#### COLLECTED DATA:
┌──

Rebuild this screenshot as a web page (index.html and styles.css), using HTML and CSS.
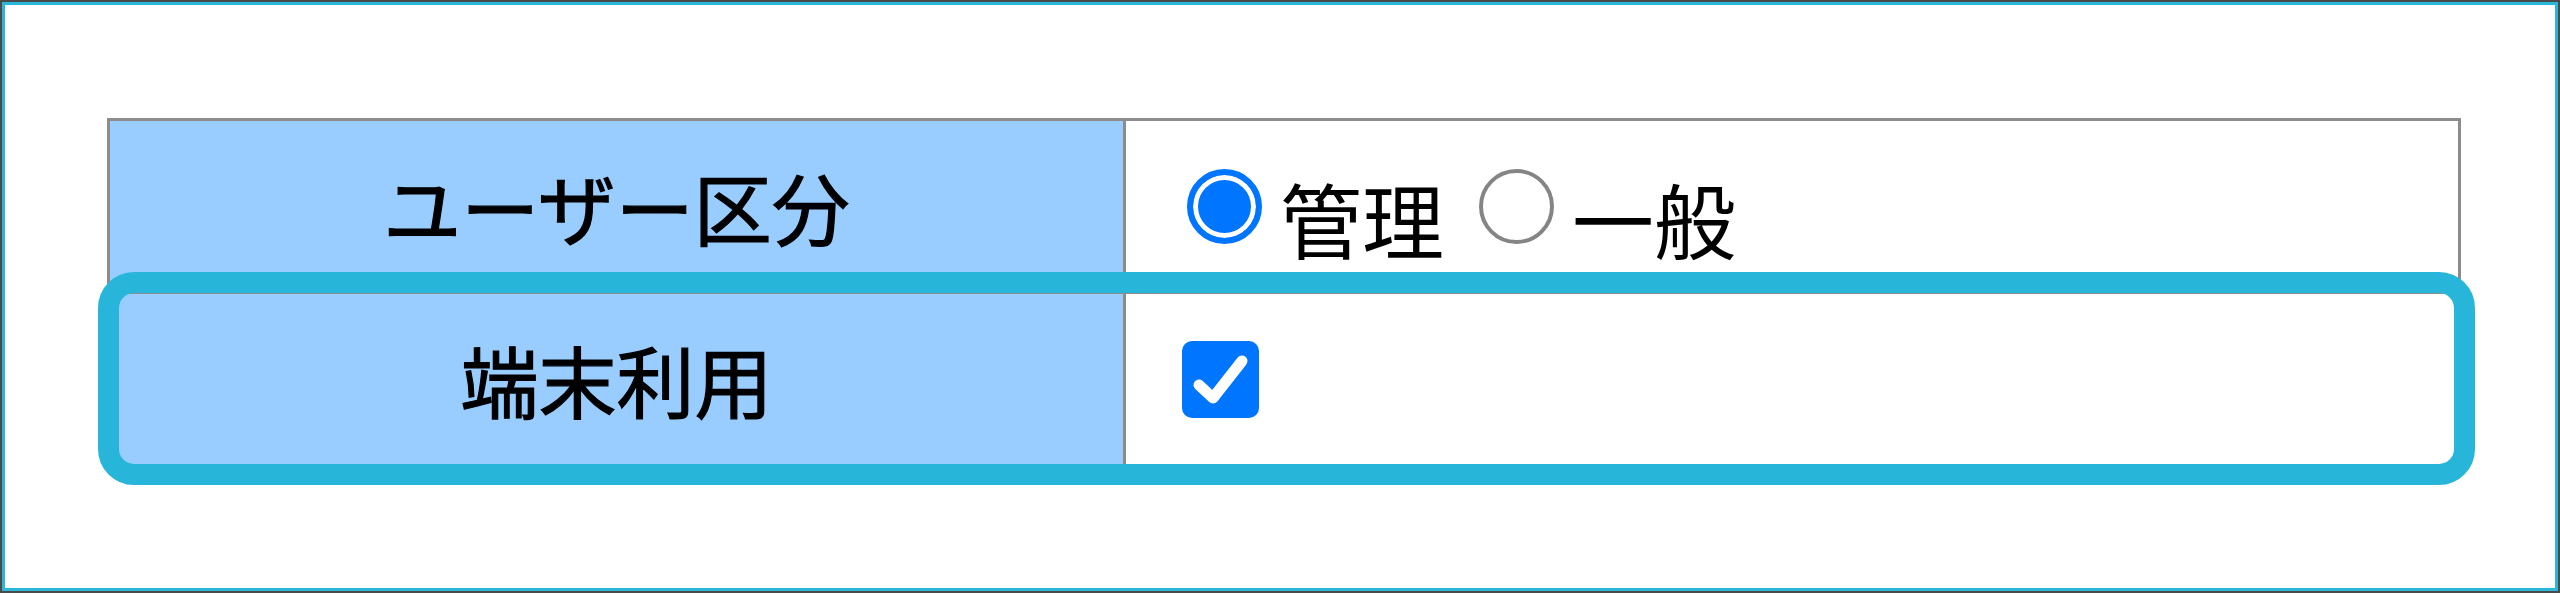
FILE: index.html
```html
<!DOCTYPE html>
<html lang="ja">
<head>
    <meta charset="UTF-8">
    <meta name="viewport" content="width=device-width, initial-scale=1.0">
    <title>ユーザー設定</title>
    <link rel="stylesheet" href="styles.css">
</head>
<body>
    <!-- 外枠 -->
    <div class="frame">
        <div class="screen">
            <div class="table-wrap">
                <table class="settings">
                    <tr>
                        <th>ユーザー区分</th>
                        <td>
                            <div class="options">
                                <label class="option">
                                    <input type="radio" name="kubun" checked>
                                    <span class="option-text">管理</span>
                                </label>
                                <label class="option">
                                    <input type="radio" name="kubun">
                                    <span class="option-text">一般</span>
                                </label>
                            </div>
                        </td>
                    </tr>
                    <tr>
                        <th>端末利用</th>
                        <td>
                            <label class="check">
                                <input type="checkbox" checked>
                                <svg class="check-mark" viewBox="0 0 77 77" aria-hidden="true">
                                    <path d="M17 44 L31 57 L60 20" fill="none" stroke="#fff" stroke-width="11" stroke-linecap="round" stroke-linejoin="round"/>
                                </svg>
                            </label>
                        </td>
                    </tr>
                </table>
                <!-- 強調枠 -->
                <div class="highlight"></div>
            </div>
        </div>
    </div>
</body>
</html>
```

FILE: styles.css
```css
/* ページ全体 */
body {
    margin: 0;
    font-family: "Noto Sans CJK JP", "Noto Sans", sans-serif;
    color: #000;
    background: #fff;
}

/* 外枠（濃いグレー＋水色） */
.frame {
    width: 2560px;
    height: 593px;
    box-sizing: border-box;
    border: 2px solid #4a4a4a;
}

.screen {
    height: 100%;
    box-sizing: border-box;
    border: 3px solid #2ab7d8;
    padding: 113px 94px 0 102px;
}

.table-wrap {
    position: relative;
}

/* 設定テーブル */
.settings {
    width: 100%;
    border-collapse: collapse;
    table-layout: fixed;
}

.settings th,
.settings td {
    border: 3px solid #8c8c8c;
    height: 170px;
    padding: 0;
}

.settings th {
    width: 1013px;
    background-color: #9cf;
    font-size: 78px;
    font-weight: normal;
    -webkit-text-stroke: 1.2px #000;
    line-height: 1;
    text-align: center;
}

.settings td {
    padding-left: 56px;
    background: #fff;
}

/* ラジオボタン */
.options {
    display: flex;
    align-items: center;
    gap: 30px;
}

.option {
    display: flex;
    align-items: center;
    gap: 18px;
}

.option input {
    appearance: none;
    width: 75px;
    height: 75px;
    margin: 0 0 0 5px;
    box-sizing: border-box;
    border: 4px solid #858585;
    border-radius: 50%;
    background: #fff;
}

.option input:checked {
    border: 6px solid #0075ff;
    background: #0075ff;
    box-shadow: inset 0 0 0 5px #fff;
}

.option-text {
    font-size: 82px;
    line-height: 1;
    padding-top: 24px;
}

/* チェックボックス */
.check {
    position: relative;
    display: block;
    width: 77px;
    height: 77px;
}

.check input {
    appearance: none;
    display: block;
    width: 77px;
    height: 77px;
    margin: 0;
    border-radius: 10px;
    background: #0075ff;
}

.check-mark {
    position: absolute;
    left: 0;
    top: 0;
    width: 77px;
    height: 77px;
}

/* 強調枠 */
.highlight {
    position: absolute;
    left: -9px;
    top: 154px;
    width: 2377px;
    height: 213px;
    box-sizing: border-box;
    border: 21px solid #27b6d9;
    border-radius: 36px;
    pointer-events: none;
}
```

└──

#### DESCRIPTION OF THE TASK:
Working from the material above, transcribe it exactly while omitting pictures.

#### RESULT FOR THIS EXERCISE:
Rebuild this screenshot as a web page (index.html and styles.css), using HTML and CSS.
FILE: index.html
```html
<!DOCTYPE html>
<html lang="ja">
<head>
    <meta charset="UTF-8">
    <meta name="viewport" content="width=device-width, initial-scale=1.0">
    <title>ユーザー設定</title>
    <link rel="stylesheet" href="styles.css">
</head>
<body>
    <!-- 外枠 -->
    <div class="frame">
        <div class="screen">
            <div class="table-wrap">
                <table class="settings">
                    <tr>
                        <th>ユーザー区分</th>
                        <td>
                            <div class="options">
                                <label class="option">
                                    <input type="radio" name="kubun" checked>
                                    <span class="option-text">管理</span>
                                </label>
                                <label class="option">
                                    <input type="radio" name="kubun">
                                    <span class="option-text">一般</span>
                                </label>
                            </div>
                        </td>
                    </tr>
                    <tr>
                        <th>端末利用</th>
                        <td>
                            <label class="check">
                                <input type="checkbox" checked>
                                <svg class="check-mark" viewBox="0 0 77 77" aria-hidden="true">
                                    <path d="M17 44 L31 57 L60 20" fill="none" stroke="#fff" stroke-width="11" stroke-linecap="round" stroke-linejoin="round"/>
                                </svg>
                            </label>
                        </td>
                    </tr>
                </table>
                <!-- 強調枠 -->
                <div class="highlight"></div>
            </div>
        </div>
    </div>
</body>
</html>
```

FILE: styles.css
```css
/* ページ全体 */
body {
    margin: 0;
    font-family: "Noto Sans CJK JP", "Noto Sans", sans-serif;
    color: #000;
    background: #fff;
}

/* 外枠（濃いグレー＋水色） */
.frame {
    width: 2560px;
    height: 593px;
    box-sizing: border-box;
    border: 2px solid #4a4a4a;
}

.screen {
    height: 100%;
    box-sizing: border-box;
    border: 3px solid #2ab7d8;
    padding: 113px 94px 0 102px;
}

.table-wrap {
    position: relative;
}

/* 設定テーブル */
.settings {
    width: 100%;
    border-collapse: collapse;
    table-layout: fixed;
}

.settings th,
.settings td {
    border: 3px solid #8c8c8c;
    height: 170px;
    padding: 0;
}

.settings th {
    width: 1013px;
    background-color: #9cf;
    font-size: 78px;
    font-weight: normal;
    -webkit-text-stroke: 1.2px #000;
    line-height: 1;
    text-align: center;
}

.settings td {
    padding-left: 56px;
    background: #fff;
}

/* ラジオボタン */
.options {
    display: flex;
    align-items: center;
    gap: 30px;
}

.option {
    display: flex;
    align-items: center;
    gap: 18px;
}

.option input {
    appearance: none;
    width: 75px;
    height: 75px;
    margin: 0 0 0 5px;
    box-sizing: border-box;
    border: 4px solid #858585;
    border-radius: 50%;
    background: #fff;
}

.option input:checked {
    border: 6px solid #0075ff;
    background: #0075ff;
    box-shadow: inset 0 0 0 5px #fff;
}

.option-text {
    font-size: 82px;
    line-height: 1;
    padding-top: 24px;
}

/* チェックボックス */
.check {
    position: relative;
    display: block;
    width: 77px;
    height: 77px;
}

.check input {
    appearance: none;
    display: block;
    width: 77px;
    height: 77px;
    margin: 0;
    border-radius: 10px;
    background: #0075ff;
}

.check-mark {
    position: absolute;
    left: 0;
    top: 0;
    width: 77px;
    height: 77px;
}

/* 強調枠 */
.highlight {
    position: absolute;
    left: -9px;
    top: 154px;
    width: 2377px;
    height: 213px;
    box-sizing: border-box;
    border: 21px solid #27b6d9;
    border-radius: 36px;
    pointer-events: none;
}
```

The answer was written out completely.